Only now is this easy-going, pleasant young man getting the full acclaim he has always helped to provide for others.

Preston has plenty to shout about right now. He's been the hit of the Stones' tour, on stage for his own set, plus sitting in on the Stones' set, two shows a night -- that's four hours on stage with interviews in between.

"I'm used to working at a hard pace so it's o.k.," he grinned.

Was it difficult to fit in with the Stones' style? "Hell, no. See, I'm used to doing sessions with all sorts of artists so I can adapt easily, I just play along and soon slip into their groove. In any case, like the Beatles, the Stones work at a much slower, more methodical pace than I'm used to. They take their time to get it right and the results are obvious."

I asked if there was a danger that, playing with so many great artists, his own style would be sublimated to the point where he lost contact with it.

"No, not really. You see, in any case, my music will always reflect the people I've worked with because I've learned something from each of them and the sum of my own ideas plus their influence is Billy Preston."

On the tour, Preston is not only playing with the Stones but singing too, particularly on numbers like "Doo Doo Doo Doo" and "Dancing With Mr. D" from the new album, while Mick Jagger comes over to his piano for them to duet on "You Can't Always Get What You Want."

Preston played on the sessions for the new album in Jamaica.

"It was then that Mick asked me to join the tour," said Preston. "He'd wanted to ask me to work on stage with them before but thought I'd want to be more into my own thing.

"My percussionist Manuel Kellough also plays on the Stones' set and they've got two of Stevie Wonder's horn men, too."

With his current success, Preston has found himself largely priced out of the clubs: "Yeh, it's nearly all concerts now; we haven't really done any clubs in a year but I do still play gospel in church back home in LA whenever I get the chance."

His music is going in all sorts of directions too: "The new album, which we are calling Everybody Likes Some Kind Of Music, includes jazz, rock, blues, soul, gospel, classical, even country and western elements.

"Yes, we've done a country thing with banjos, tap piano and so on. It's as country as I can get -- it's hillbilly but the hill and the Billy are hyphenated.

"You can't help being exposed to country music in America. You hear it on radio and so on. I met Buck Owens once."

On a more familiar front, Preston feels there is now a massive upsurge in R&B: "Marvin Gaye's latest single sold two million in two weeks; that couldn't have happened even for a pop record a few years ago.

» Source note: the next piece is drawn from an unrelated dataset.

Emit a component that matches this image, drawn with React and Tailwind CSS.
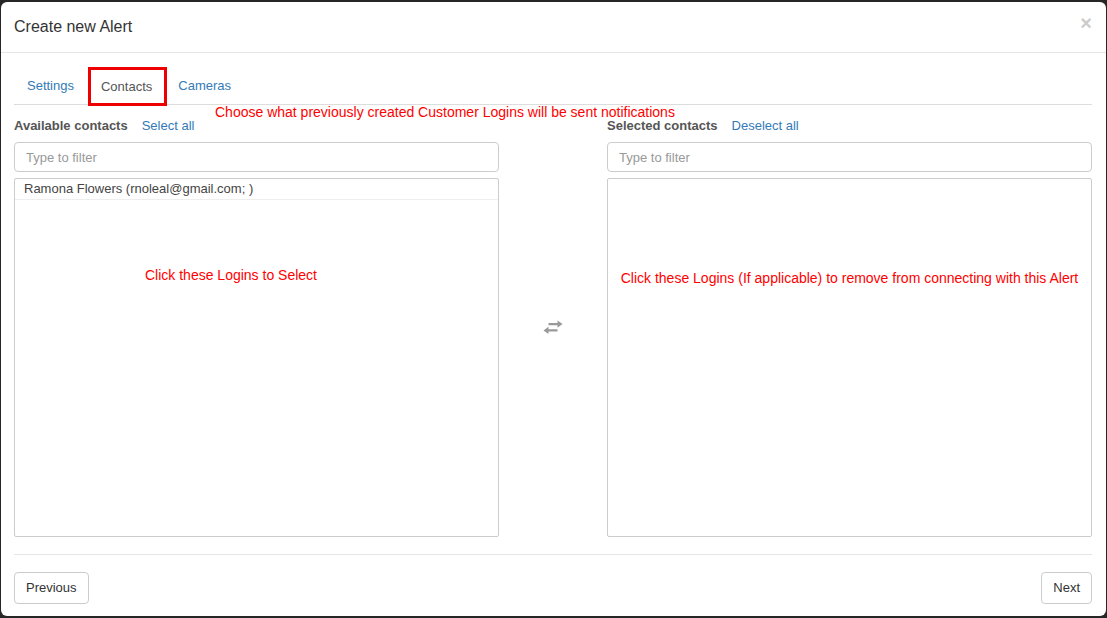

"Soul is now selling across the board, to whites and blacks alike, while more blacks are becoming interested in country -- both to listen to and to sing."

Preston currently spends around three months of the year in the studio. He's just completed albums with Quincy Jones, Aretha Franklin and Sly Stone.

He's hoping to do some sessions while he's here, with some big names -- and will be recording again with Ray Charles in December: "I'm planning to do an 'In Concert' for British TV and, if everything goes the way we are hoping, it will be the biggest super-star session yet."

Meanwhile, Preston is balanced between being a heavy artist hitting the rock market and an all-round entertainer who'd be at home in a Las Vegas setting: "I don't see why you have to be one or the other. Provided you keep a balance I think you can win both kinds of audience. It seems to be God's plan for me. Everything seems to fall into place."

— Republished: 10/03/2008 (by permission from Rock's Back Pages)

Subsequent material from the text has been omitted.